National carriers like Allstate and Farmers typically decline post-SR22 drivers until the underlying violation ages past 3 years. Regional carriers like Shelter and Farm Bureau may offer competitive rates if you bundle home and auto. Request quotes from at least four carriers—rate spread for post-SR22 drivers in Missouri averages $70–$110/mo between the highest and lowest quote for identical coverage.
What Your Rate Looks Like After SR-22 Ends
A 35-year-old Missouri driver with a DUI, full coverage, and clean record otherwise can expect the following monthly rate trajectory after SR-22 termination: $140–$210/mo in months 1–12 post-filing, $115–$175/mo in months 13–36, and $85–$130/mo after 36 months. Rates continue improving until the violation ages off your record entirely at the 5-year mark.
The largest single rate drop occurs when you cancel SR-22 and re-shop within 30 days of filing termination. This typically saves $40–$85/mo compared to staying with your SR-22 carrier at their standard tier. The second meaningful drop happens at the 3-year mark from your violation date, when most carriers move you from high-risk to standard underwriting.
Drivers who complete a state-approved Driver Improvement Program see an additional 5–10% rate reduction with some carriers. Missouri does not mandate this program for SR-22 drivers, but voluntary completion signals lower risk. Ask each carrier during quoting whether they offer a completion discount.
Documents You Need Before Shopping for New Coverage
Gather the following before requesting quotes: your Missouri driver license number, the exact reinstatement date from your DOR record, written confirmation from your current carrier that SR-26 was filed, your current policy declarations page showing coverage limits, and your VIN for each vehicle you're insuring.

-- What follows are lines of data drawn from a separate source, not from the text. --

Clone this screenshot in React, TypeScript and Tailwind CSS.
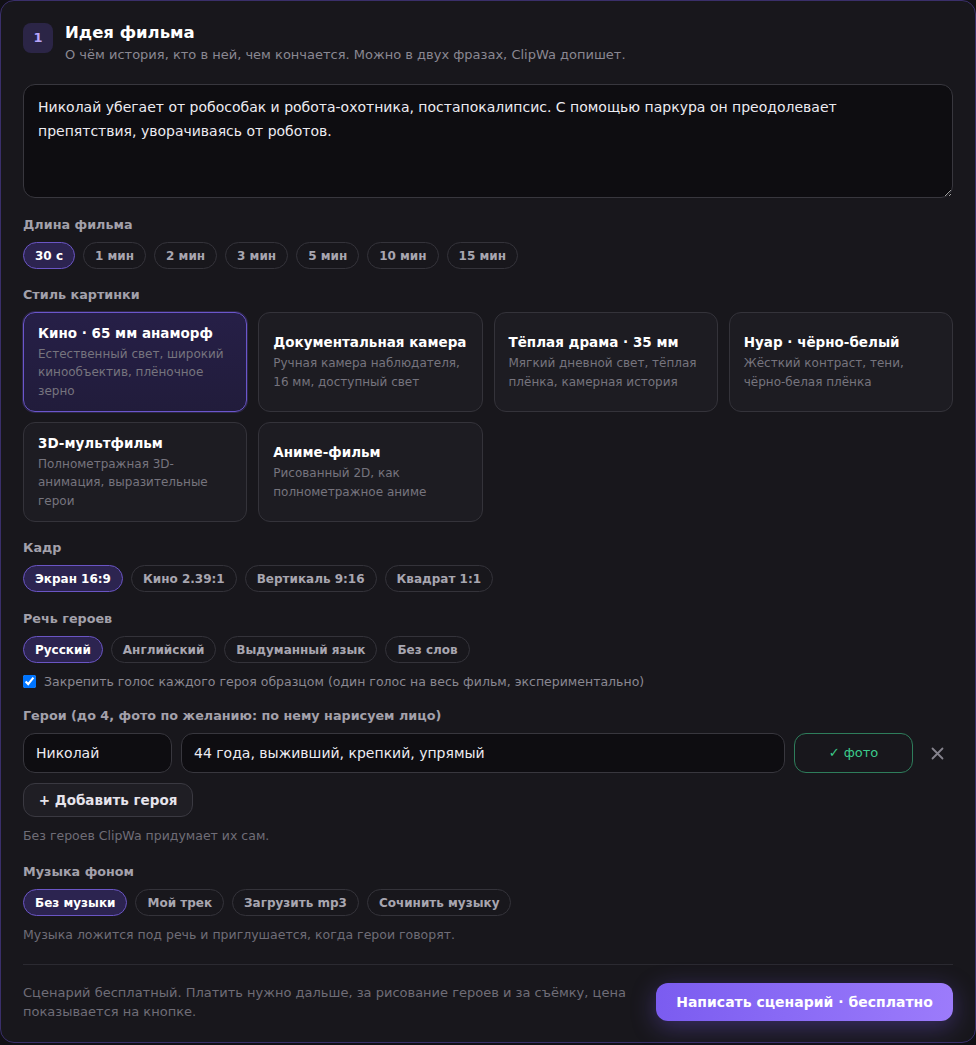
import React, { useState } from "react";

const lengths = ["30 с", "1 мин", "2 мин", "3 мин", "5 мин", "10 мин", "15 мин"];
const frames = ["Экран 16:9", "Кино 2.39:1", "Вертикаль 9:16", "Квадрат 1:1"];
const voices = ["Русский", "Английский", "Выдуманный язык", "Без слов"];
const music = ["Без музыки", "Мой трек", "Загрузить mp3", "Сочинить музыку"];

const styles = [
	{ title: "Кино · 65 мм анаморф", desc: "Естественный свет, широкий кинообъектив, плёночное зерно" },
	{ title: "Документальная камера", desc: "Ручная камера наблюдателя, 16 мм, доступный свет" },
	{ title: "Тёплая драма · 35 мм", desc: "Мягкий дневной свет, тёплая плёнка, камерная история" },
	{ title: "Нуар · чёрно-белый", desc: "Жёсткий контраст, тени, чёрно-белая плёнка" },
	{ title: "3D-мультфильм", desc: "Полнометражная 3D-анимация, выразительные герои" },
	{ title: "Аниме-фильм", desc: "Рисованный 2D, как полнометражное аниме" },
];

const Label = ({ children }: { children: React.ReactNode }) => (
	<div className="text-[12.75px] leading-4 font-bold text-[#a3a1ab] mb-[9px]">{children}</div>
);

const Chips = ({
	items,
	value,
	onPick,
}: {
	items: string[];
	value: string;
	onPick: (v: string) => void;
}) => (
	<div className="flex flex-wrap gap-2">
		{items.map((it) => (
			<button
				key={it}
				onClick={() => onPick(it)}
				className={
					it === value
						? "h-[27px] px-[11px] rounded-full border border-[#6a55c4] bg-[#2c2450] text-white text-[12px] font-bold"
						: "h-[27px] px-[11px] rounded-full border border-[#34333a] bg-transparent text-[#a8a6b0] text-[12px] font-bold"
				}
			>
				{it}
			</button>
		))}
	</div>
);

export default function App() {
	const [len, setLen] = useState("30 с");
	const [style, setStyle] = useState(0);
	const [frame, setFrame] = useState("Экран 16:9");
	const [voice, setVoice] = useState("Русский");
	const [track, setTrack] = useState("Без музыки");

	return (
		<div
			className="min-h-screen bg-[#111015]"
			style={{ fontFamily: '"DejaVu Sans", "Noto Sans", sans-serif' }}
		>
			<div className="bg-[#18171c] border border-[#3a2f6a] rounded-[14px] px-[22px] pt-[21px] pb-[21px]">
				{/* header */}
				<div className="flex gap-3">
					<div className="w-[30px] h-[30px] rounded-lg bg-[#2b2546] text-[#b8a5fb] text-[13px] font-bold flex items-center justify-center mt-px">
						1
					</div>
					<div>
						<div className="text-[16.5px] leading-[22px] font-bold text-white">Идея фильма</div>
						<div className="text-[13px] leading-[19px] text-[#8a8892] mt-px">
							О чём история, кто в ней, чем кончается. Можно в двух фразах, ClipWa допишет.
						</div>
					</div>
				</div>

				<textarea
					className="block w-full mt-5 h-[114px] bg-[#0e0d11] border border-[#38373e] rounded-xl px-[14px] py-[10px] text-[14px] leading-6 text-[#ecebf1] outline-none"
					defaultValue="Николай убегает от робособак и робота-охотника, постапокалипсис. С помощью паркура он преодолевает препятствия, уворачиваясь от роботов."
				/>

				<div className="mt-[19px]">
					<Label>Длина фильма</Label>
					<Chips items={lengths} value={len} onPick={setLen} />
				</div>

				<div className="mt-[18px]">
					<Label>Стиль картинки</Label>
					<div className="grid grid-cols-4 gap-x-[11px] gap-y-[10px]">
						{styles.map((s, i) => (
							<button
								key={s.title}
								onClick={() => setStyle(i)}
								className={
									i === style
										? "h-[100px] rounded-xl border border-[#6b56cc] bg-gradient-to-b from-[#261f47] to-[#211c3b] shadow-[0_0_0_1px_rgba(107,86,204,0.25)] px-[14px] flex flex-col justify-center text-left"
										: "h-[100px] rounded-xl border border-[#34333a] bg-[#1d1c22] px-[14px] flex flex-col justify-center text-left"
								}
							>
								<div className="text-[13.5px] leading-[19px] font-bold text-white whitespace-nowrap">{s.title}</div>
								<div className="text-[12px] leading-[18.5px] text-[#76747e] mt-[2px]">{s.desc}</div>
							</button>
						))}
					</div>
				</div>

				<div className="mt-[18px]">
					<Label>Кадр</Label>
					<Chips items={frames} value={frame} onPick={setFrame} />
				</div>

				<div className="mt-[19px]">
					<Label>Речь героев</Label>
					<Chips items={voices} value={voice} onPick={setVoice} />
					<label className="flex items-center gap-2 mt-[9px] text-[12.5px] leading-[19px] text-[#8a8892]">
						<input type="checkbox" defaultChecked className="w-[13px] h-[13px] m-0" />
						Закрепить голос каждого героя образцом (один голос на весь фильм, экспериментально)
					</label>
				</div>

				<div className="mt-[17px]">
					<Label>Герои (до 4, фото по желанию: по нему нарисуем лицо)</Label>
					<div className="flex items-center gap-[9px]">
						<input
							defaultValue="Николай"
							className="w-[149px] h-10 bg-[#0e0d11] border border-[#38373e] rounded-xl px-3 text-[14px] text-[#ecebf1] outline-none"
						/>
						<input
							defaultValue="44 года, выживший, крепкий, упрямый"
							className="flex-1 h-10 bg-[#0e0d11] border border-[#38373e] rounded-xl px-3 text-[14px] text-[#ecebf1] outline-none"
						/>
						<button className="w-[119px] h-10 rounded-xl border border-[#2e7d5b] text-[#3ccb8b] text-[13px]">
							✓ фото
						</button>
						<button className="w-[31px] h-10 flex items-center justify-center text-[#85838d]">
							<svg width="13" height="13" viewBox="0 0 13 13" fill="none" stroke="currentColor" strokeWidth="1.8" strokeLinecap="round">
								<path d="M1.5 1.5l10 10M11.5 1.5l-10 10" />
							</svg>
						</button>
					</div>
					<button className="mt-[10px] h-[34px] w-[170px] rounded-xl border border-[#3a3941] bg-[#1f1e24] text-[13.5px] font-bold text-[#e6e4ec]">
						+ Добавить героя
					</button>
					<div className="mt-[9px] text-[12.5px] leading-[19px] text-[#6f6d77]">Без героев ClipWa придумает их сам.</div>
				</div>

				<div className="mt-[19px]">
					<Label>Музыка фоном</Label>
					<Chips items={music} value={track} onPick={setTrack} />
					<div className="mt-[9px] text-[12.5px] leading-[19px] text-[#6f6d77]">
						Музыка ложится под речь и приглушается, когда герои говорят.
					</div>
				</div>

				<div className="mt-5 border-t border-[#2b2a31] pt-[18px] flex items-center gap-6">
					<div className="flex-1 text-[13px] leading-[19px] text-[#6f6d77]">
						Сценарий бесплатный. Платить нужно дальше, за рисование героев и за съёмку, цена показывается на кнопке.
					</div>
					<button className="h-[38px] w-[297px] rounded-xl bg-gradient-to-r from-[#7b5cf0] to-[#9c7bfb] text-white text-[14px] font-bold shadow-[0_6px_24px_rgba(124,92,240,0.35)]">
						Написать сценарий · бесплатно
					</button>
				</div>
			</div>
		</div>
	);
}
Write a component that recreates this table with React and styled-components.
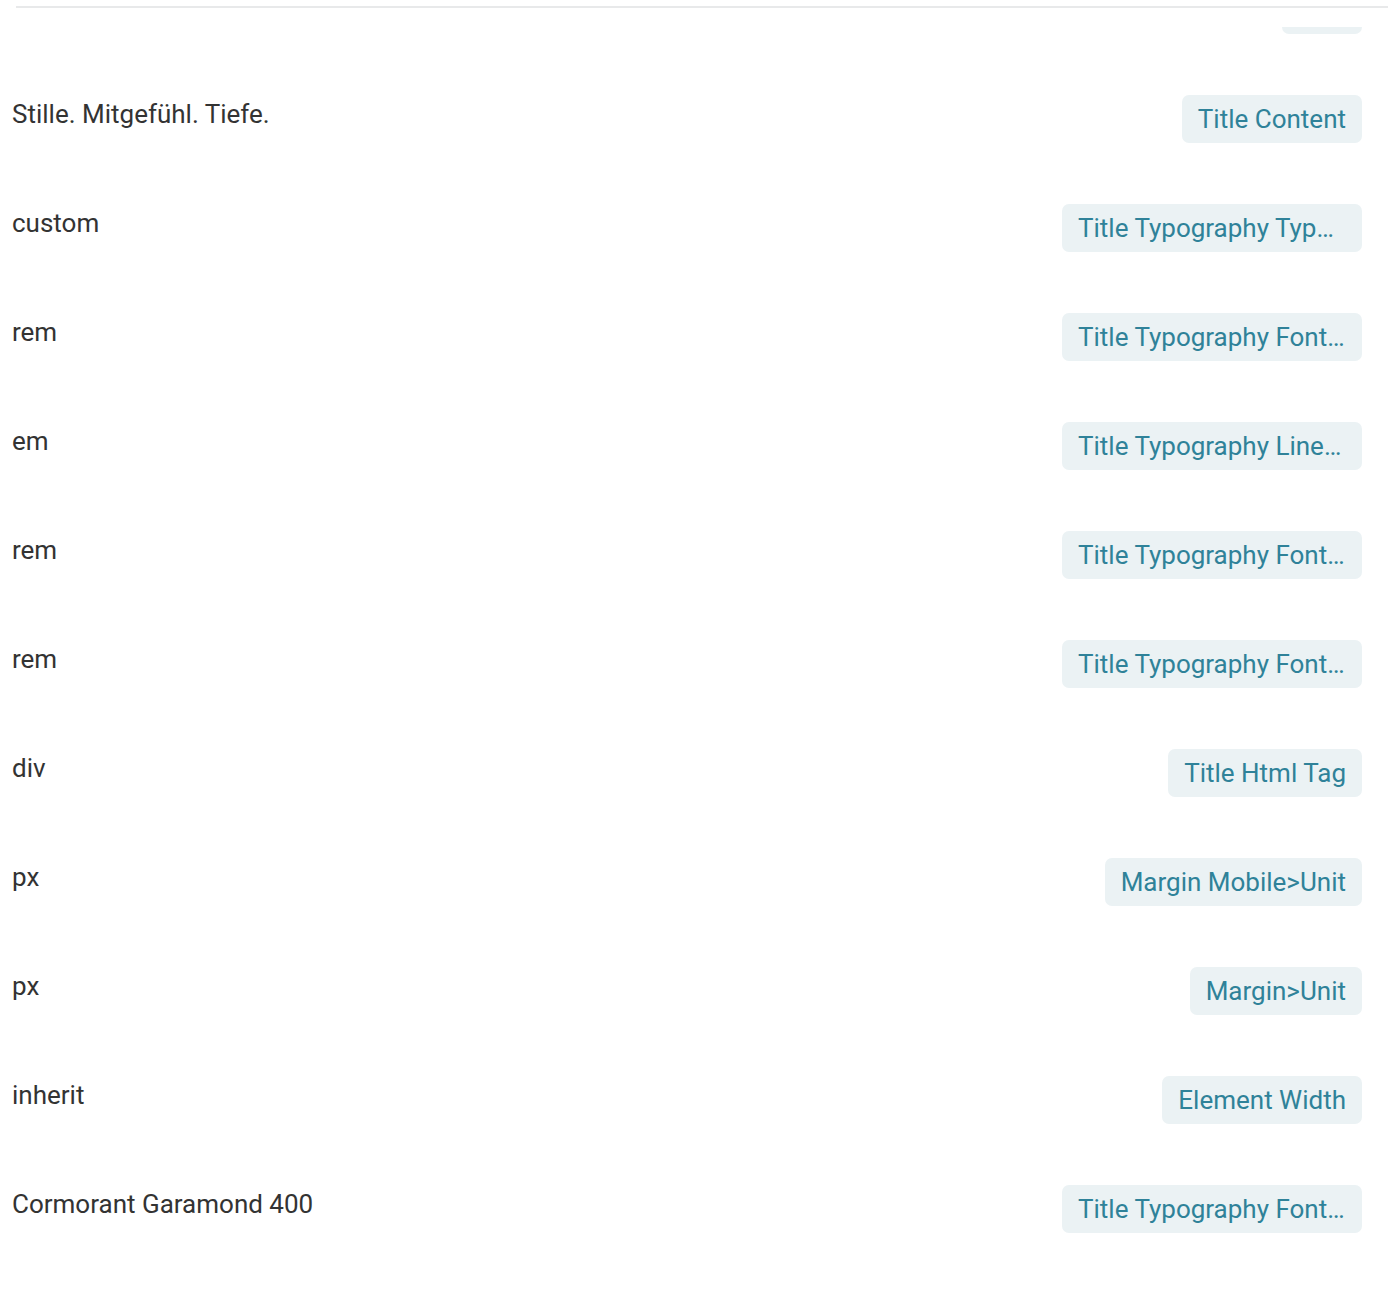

Carriers will pull your Missouri driving record during underwriting. The record will show your DUI or suspension with the conviction date, but the SR-22 filing should no longer appear if your SR-26 processed correctly. If the SR-22 still shows on your record when you shop, the new carrier will assume you're still required to file and will quote you at high-risk rates. Confirm removal before shopping.
Most post-SR22 drivers benefit from quoting full coverage initially even if they only carried state minimums during their SR-22 period. Comprehensive and collision coverage are priced more competitively for post-SR22 drivers than liability-only policies because carriers see bundled coverage as a commitment signal. You can always drop to liability later—but quote both to compare total cost.
How Long Before Rates Fully Normalize
Missouri driving records retain DUI convictions for 5 years, at-fault accidents for 3 years, and most moving violations for 3 years from the conviction or incident date. Your SR-22 filing requirement ends at 2 years, but the event that triggered it continues affecting your rates until it ages off your record completely.
Full rate normalization to clean-record pricing occurs 5 years after your DUI conviction date or 3 years after a non-DUI suspension. Until that point, you will pay more than a driver with no violations—but the premium decreases each year as the violation ages. By year 4 post-DUI, most drivers pay within 10–20% of clean-record rates if no new violations have occurred.
Re-shop every 12 months during this aging period. Carriers re-tier annually, and a carrier that quoted you $175/mo in year one may quote $125/mo in year two as your violation date recedes. Loyalty does not reduce rates faster than shopping does for post-SR22 drivers.